### YOUR INSTRUCTIONS
Write out the listing below without alteration, omitting its pictures.

### EXERCISE MATERIALS
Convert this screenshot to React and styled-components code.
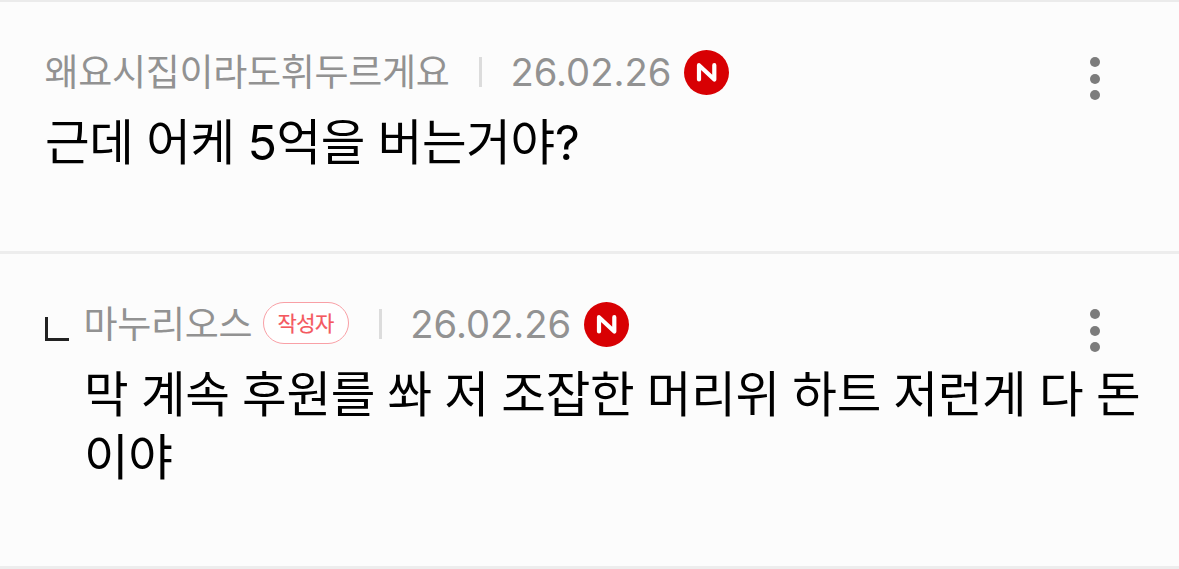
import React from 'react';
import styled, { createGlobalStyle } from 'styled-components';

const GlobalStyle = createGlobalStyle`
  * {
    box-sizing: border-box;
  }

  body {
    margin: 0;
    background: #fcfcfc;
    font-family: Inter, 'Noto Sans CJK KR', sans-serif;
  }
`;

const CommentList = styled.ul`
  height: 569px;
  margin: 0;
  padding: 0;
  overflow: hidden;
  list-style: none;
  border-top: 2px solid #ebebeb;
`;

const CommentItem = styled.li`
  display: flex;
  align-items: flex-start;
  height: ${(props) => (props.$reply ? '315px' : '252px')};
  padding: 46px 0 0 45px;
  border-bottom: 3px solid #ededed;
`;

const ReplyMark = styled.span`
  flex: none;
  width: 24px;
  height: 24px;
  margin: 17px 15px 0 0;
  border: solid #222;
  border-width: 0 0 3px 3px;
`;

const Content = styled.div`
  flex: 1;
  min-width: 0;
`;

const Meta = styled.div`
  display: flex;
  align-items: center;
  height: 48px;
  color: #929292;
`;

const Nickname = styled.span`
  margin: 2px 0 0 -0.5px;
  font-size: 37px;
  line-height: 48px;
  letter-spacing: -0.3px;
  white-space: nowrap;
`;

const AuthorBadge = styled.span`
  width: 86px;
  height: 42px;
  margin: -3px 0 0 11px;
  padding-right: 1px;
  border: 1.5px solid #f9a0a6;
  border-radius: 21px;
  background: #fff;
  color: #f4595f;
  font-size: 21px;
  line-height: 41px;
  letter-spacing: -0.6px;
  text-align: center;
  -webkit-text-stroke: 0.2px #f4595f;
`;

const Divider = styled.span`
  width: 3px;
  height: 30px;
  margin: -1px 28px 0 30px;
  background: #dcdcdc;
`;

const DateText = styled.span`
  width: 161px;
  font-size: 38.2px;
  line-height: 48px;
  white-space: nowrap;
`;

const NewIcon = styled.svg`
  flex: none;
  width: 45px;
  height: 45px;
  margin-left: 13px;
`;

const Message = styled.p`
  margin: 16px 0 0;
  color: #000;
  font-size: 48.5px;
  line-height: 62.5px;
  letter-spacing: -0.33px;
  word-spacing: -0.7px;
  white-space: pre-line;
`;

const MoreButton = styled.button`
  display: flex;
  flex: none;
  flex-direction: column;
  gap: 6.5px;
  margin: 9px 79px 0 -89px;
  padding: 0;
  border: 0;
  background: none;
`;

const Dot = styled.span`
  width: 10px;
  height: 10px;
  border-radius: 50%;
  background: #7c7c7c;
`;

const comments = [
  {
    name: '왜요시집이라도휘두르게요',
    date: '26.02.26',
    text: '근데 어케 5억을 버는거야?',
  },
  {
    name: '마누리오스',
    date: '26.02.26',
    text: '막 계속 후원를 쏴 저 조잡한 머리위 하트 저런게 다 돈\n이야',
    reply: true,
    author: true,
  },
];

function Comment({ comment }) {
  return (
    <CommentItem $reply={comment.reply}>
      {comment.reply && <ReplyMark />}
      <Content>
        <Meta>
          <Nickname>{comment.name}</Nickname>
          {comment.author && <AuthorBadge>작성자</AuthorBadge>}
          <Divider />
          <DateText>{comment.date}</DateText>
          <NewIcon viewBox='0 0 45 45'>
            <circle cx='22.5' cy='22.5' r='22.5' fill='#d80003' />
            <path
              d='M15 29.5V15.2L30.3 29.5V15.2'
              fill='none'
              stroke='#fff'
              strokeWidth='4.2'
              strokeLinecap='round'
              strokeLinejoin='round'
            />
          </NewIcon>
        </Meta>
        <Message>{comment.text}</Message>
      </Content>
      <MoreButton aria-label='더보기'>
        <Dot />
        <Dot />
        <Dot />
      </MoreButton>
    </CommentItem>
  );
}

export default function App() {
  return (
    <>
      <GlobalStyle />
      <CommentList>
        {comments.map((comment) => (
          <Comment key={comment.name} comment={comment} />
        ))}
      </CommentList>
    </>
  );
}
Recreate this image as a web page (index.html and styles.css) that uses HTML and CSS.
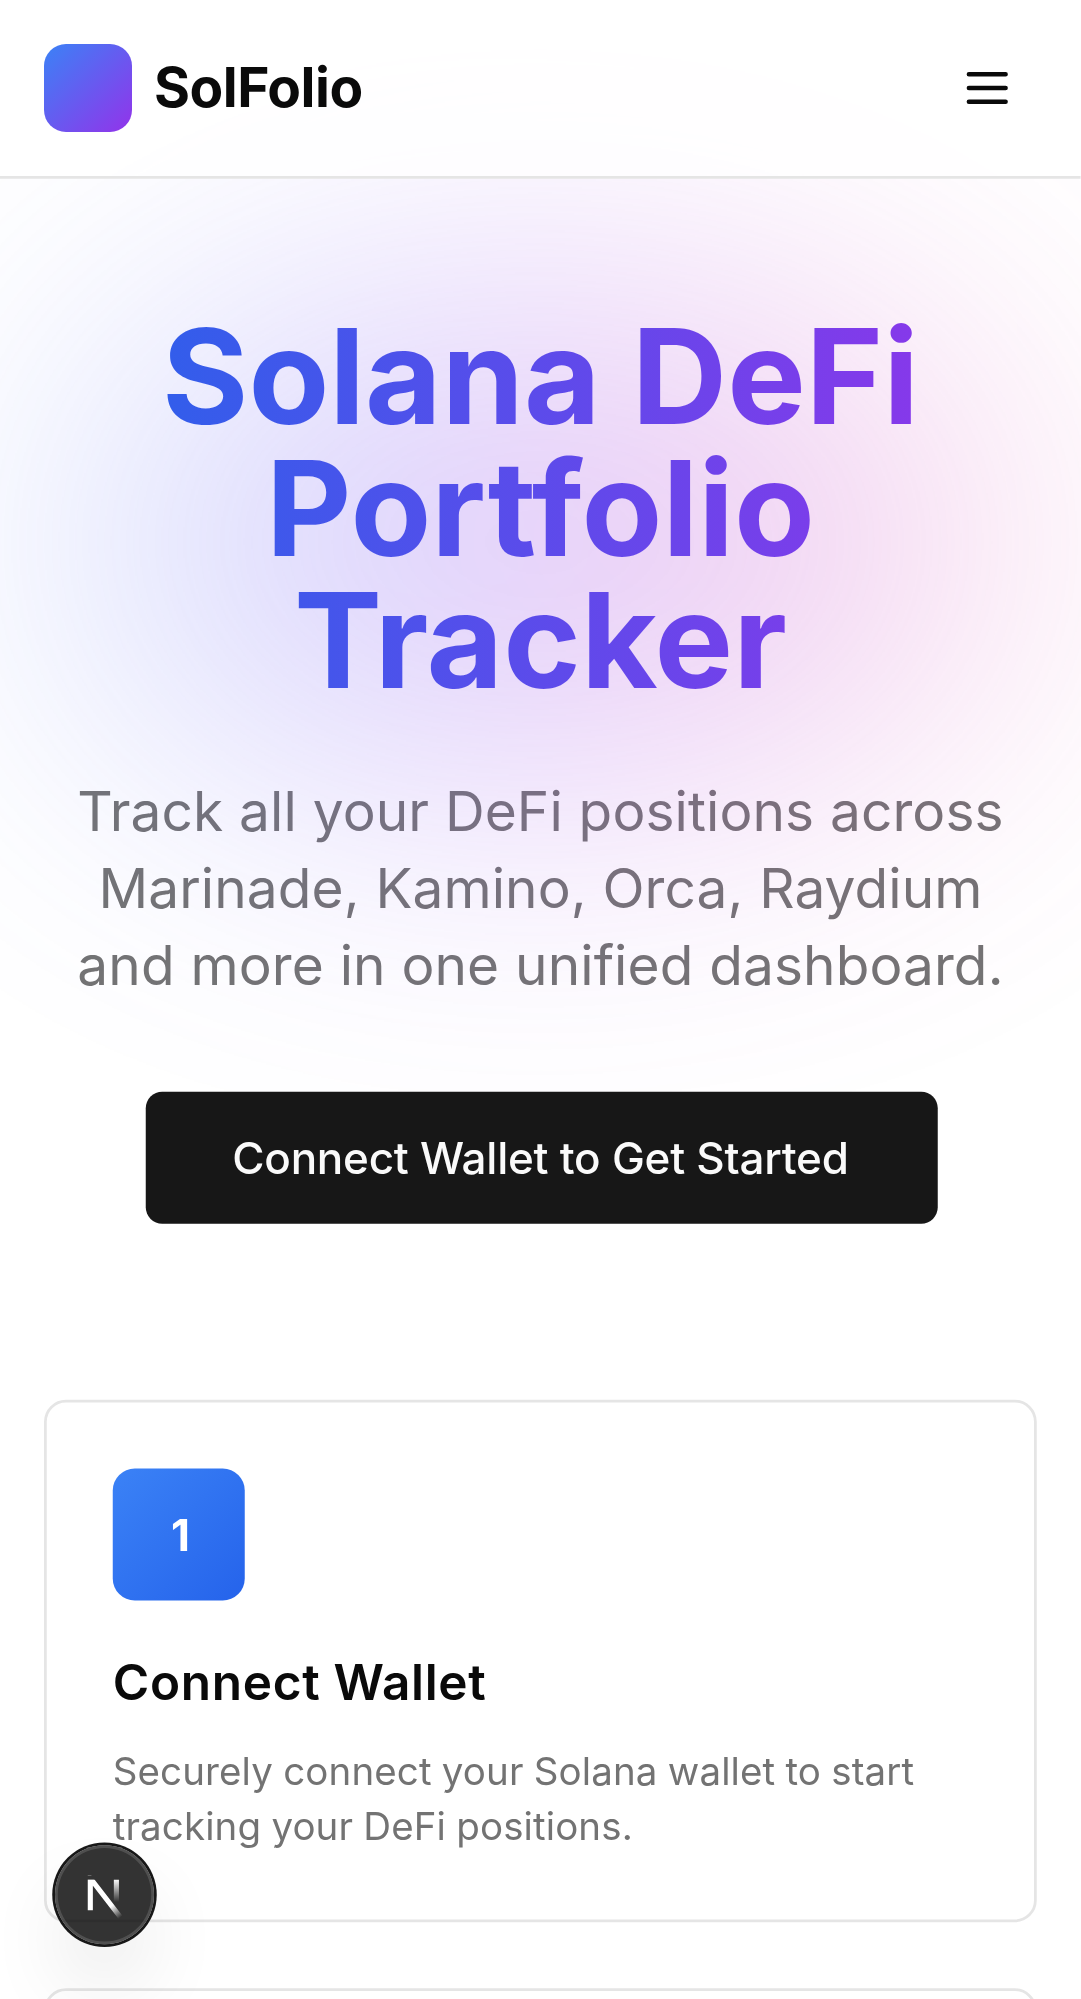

### ANSWER TO THIS TASK
Convert this screenshot to React and styled-components code.
import React from 'react';
import styled, { createGlobalStyle } from 'styled-components';

const GlobalStyle = createGlobalStyle`
  * {
    box-sizing: border-box;
  }

  body {
    margin: 0;
    background: #fcfcfc;
    font-family: Inter, 'Noto Sans CJK KR', sans-serif;
  }
`;

const CommentList = styled.ul`
  height: 569px;
  margin: 0;
  padding: 0;
  overflow: hidden;
  list-style: none;
  border-top: 2px solid #ebebeb;
`;

const CommentItem = styled.li`
  display: flex;
  align-items: flex-start;
  height: ${(props) => (props.$reply ? '315px' : '252px')};
  padding: 46px 0 0 45px;
  border-bottom: 3px solid #ededed;
`;

const ReplyMark = styled.span`
  flex: none;
  width: 24px;
  height: 24px;
  margin: 17px 15px 0 0;
  border: solid #222;
  border-width: 0 0 3px 3px;
`;

const Content = styled.div`
  flex: 1;
  min-width: 0;
`;

const Meta = styled.div`
  display: flex;
  align-items: center;
  height: 48px;
  color: #929292;
`;

const Nickname = styled.span`
  margin: 2px 0 0 -0.5px;
  font-size: 37px;
  line-height: 48px;
  letter-spacing: -0.3px;
  white-space: nowrap;
`;

const AuthorBadge = styled.span`
  width: 86px;
  height: 42px;
  margin: -3px 0 0 11px;
  padding-right: 1px;
  border: 1.5px solid #f9a0a6;
  border-radius: 21px;
  background: #fff;
  color: #f4595f;
  font-size: 21px;
  line-height: 41px;
  letter-spacing: -0.6px;
  text-align: center;
  -webkit-text-stroke: 0.2px #f4595f;
`;

const Divider = styled.span`
  width: 3px;
  height: 30px;
  margin: -1px 28px 0 30px;
  background: #dcdcdc;
`;

const DateText = styled.span`
  width: 161px;
  font-size: 38.2px;
  line-height: 48px;
  white-space: nowrap;
`;

const NewIcon = styled.svg`
  flex: none;
  width: 45px;
  height: 45px;
  margin-left: 13px;
`;

const Message = styled.p`
  margin: 16px 0 0;
  color: #000;
  font-size: 48.5px;
  line-height: 62.5px;
  letter-spacing: -0.33px;
  word-spacing: -0.7px;
  white-space: pre-line;
`;

const MoreButton = styled.button`
  display: flex;
  flex: none;
  flex-direction: column;
  gap: 6.5px;
  margin: 9px 79px 0 -89px;
  padding: 0;
  border: 0;
  background: none;
`;

const Dot = styled.span`
  width: 10px;
  height: 10px;
  border-radius: 50%;
  background: #7c7c7c;
`;

const comments = [
  {
    name: '왜요시집이라도휘두르게요',
    date: '26.02.26',
    text: '근데 어케 5억을 버는거야?',
  },
  {
    name: '마누리오스',
    date: '26.02.26',
    text: '막 계속 후원를 쏴 저 조잡한 머리위 하트 저런게 다 돈\n이야',
    reply: true,
    author: true,
  },
];

function Comment({ comment }) {
  return (
    <CommentItem $reply={comment.reply}>
      {comment.reply && <ReplyMark />}
      <Content>
        <Meta>
          <Nickname>{comment.name}</Nickname>
          {comment.author && <AuthorBadge>작성자</AuthorBadge>}
          <Divider />
          <DateText>{comment.date}</DateText>
          <NewIcon viewBox='0 0 45 45'>
            <circle cx='22.5' cy='22.5' r='22.5' fill='#d80003' />
            <path
              d='M15 29.5V15.2L30.3 29.5V15.2'
              fill='none'
              stroke='#fff'
              strokeWidth='4.2'
              strokeLinecap='round'
              strokeLinejoin='round'
            />
          </NewIcon>
        </Meta>
        <Message>{comment.text}</Message>
      </Content>
      <MoreButton aria-label='더보기'>
        <Dot />
        <Dot />
        <Dot />
      </MoreButton>
    </CommentItem>
  );
}

export default function App() {
  return (
    <>
      <GlobalStyle />
      <CommentList>
        {comments.map((comment) => (
          <Comment key={comment.name} comment={comment} />
        ))}
      </CommentList>
    </>
  );
}
Recreate this image as a web page (index.html and styles.css) that uses HTML and CSS.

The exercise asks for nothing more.